Nothing is ever certain when reconstructing a life from the whispers of history. The full story of Collins Kellogg is impossible to know, and beyond my telling. There might be other reasons for him to pose for a photograph holding a keyed bugle, but I think the clues make my conjecture a good explanation. In 1872, which is about the year when this kind of cdv photo was still made, Mr. Kellogg would have reached the significant age of 70. Surely on such an occasion he would want to give his friends and family back in New York a photo to remember him by. What would be a better gift than a bugle tune from the good old days.    





This is my contribution to Sepia Saturday
where all the boats are afloat this weekend.

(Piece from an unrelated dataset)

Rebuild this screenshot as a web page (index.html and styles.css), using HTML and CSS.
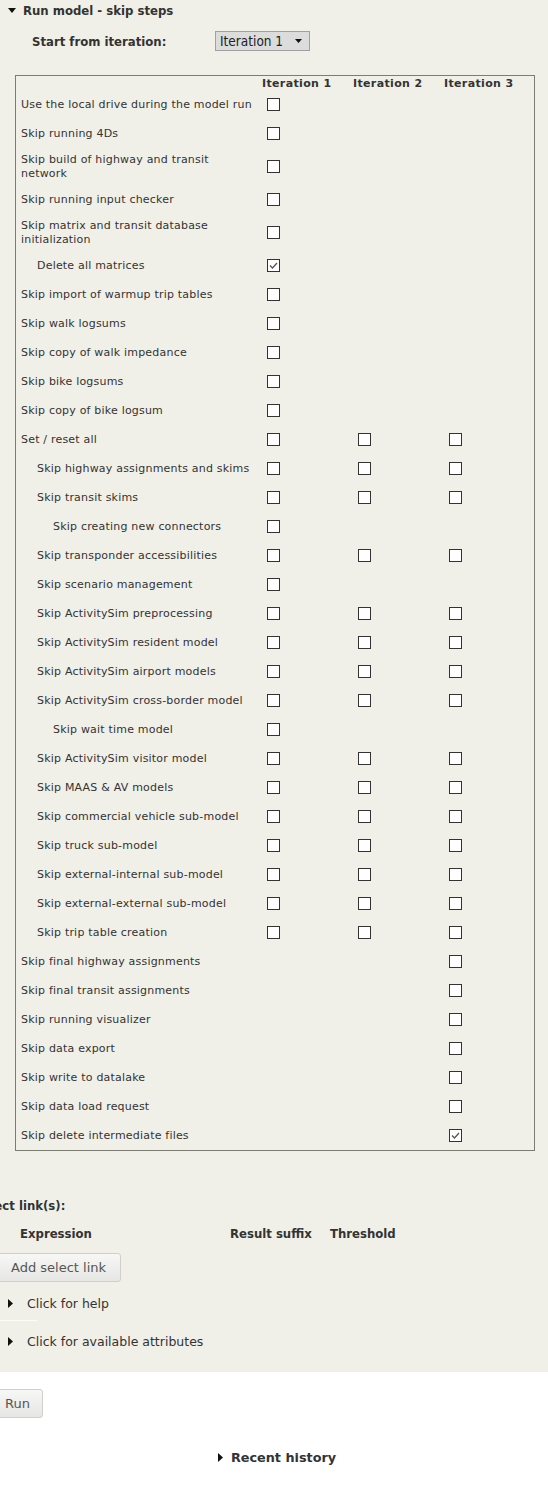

In the video of the Chestnut Brass there was a brief glimpse of some of the other keyed brass instruments. Click these links for my other posts showing keyed brass:
Serpent and the Ophicleide; Oh Ophicleide, Ophicleide; and Monsieur le Curé and his Ophicleide.

14 comments:

Postcardy said...

Great post! You found a lot of interesting information on Kellogg, bugles, and Erie canal boats.

La Nightingail said...

What an interesting occupation to be the captain of a packet boat on the Erie canal. Being out in the fresh air, meeting all sorts of people, & being able to play a favorite instrument at the same time. He probably thought it couldn't get any better! Nice photo, great story, & I enjoyed listening to the Chestnut Brass Company. In the passing pictures of unusual instruments while listening to the music, there was one that looked like an eel & I do wonder what sort of instrument it is & what it sounds like???

genepenn said...

It must have taken you an age to prepare this well researched contribution, I loved the idea of blowing the bugle as you approached a lock. The item from the Chestnut Brass Band really made my day. My grandfather was a a bandmaster of several Brass Bands in his lifetime, and it is in my blood. He played a valve trombone from time to time as well as a cornet.

Rosie said...

Enjoyed your post, no doubt the people welcomed the floating trip as opposed to the juggling around in a coach. Good to hear the band too!

Brett Payne said...

An instrument of delight, both to look at and to listen to. Having spent a very eenjoyable three weeks piloting a narrowboat along the canals of the English Midlands, I think I could be quite partial to a similar trip along the Erie Canal, particularly to the accompaniment of a keyed bugle. AND I see it goes right through Rochester, the home of the Eastman-Kodak museum. What an exciting holiday that would be!

Wendy said...

Ever since my own little blog post about my grandaunt's ride on a canal boat, I perk up every time someone writes about longboats, or in your case, the packet boat. I'm fascinated by them! Now this connection with the bugle is just very interesting too. After listening to keyed bugle, I have to wonder why it fell out of favor. It seems to be a logical and versatile addition for a band.

Deb Gould said...

What an amazing instrument! Still, it can't hold a candle to his chin hairs!

boundforoz said...

Bugles on the barges. Wonderful. There's something to be said for the leisurely way of life, the time to smell the roses instead of all this rush, rush, rush, But it was great to hear those old instruments in action. Such a sweet sound. I'n going to listen to some more of Chestnut Brass's recordings. Sepia Saturday points us in such interesting directions.

Alan Burnett said...

"Nothing is ever certain when reconstructing a life from the whispers of history". But some people have the ability to take the slightest whispers and build them into a satisfying crescendo of sound. A thoroughly enjoyable read - perfectly balanced between words, sounds and images.

Jackie van Bergen said...

Interesting how the Prince complains about the bugler on one hand but seems to enjoy the music anyway!
Amazing how you can always twist the SS themes!

Alex Daw said...

I roared with laughter when I read the Duke's account of his journey on the packet boat. It's a wonder the steersman wasn't murdered that night. I always wondered what a packet boat was...now I know. Mike you always impress me with the depth of your research and your marvellous presentation of subject matter. Thanks for a very engaging post...as always.

Tattered and Lost said...

Absolutely fascinating! Everything about the post was wonderful. And I am hoping that somewhere in a relatives closet Mr. Kellogg's bugle sits quietly waiting to once again sing. The music was wonderful!

Brett Payne said...

Thought you might be interested in a canal excursion along the Erie: here

Mike Brubaker said...

Thanks Brett. Sounds like a great holiday adventure. After my research on this photo, I've since been bookmarking travel companies that book narrowboat trips on the Erie canal. Have to wait for the snow and ice to melt.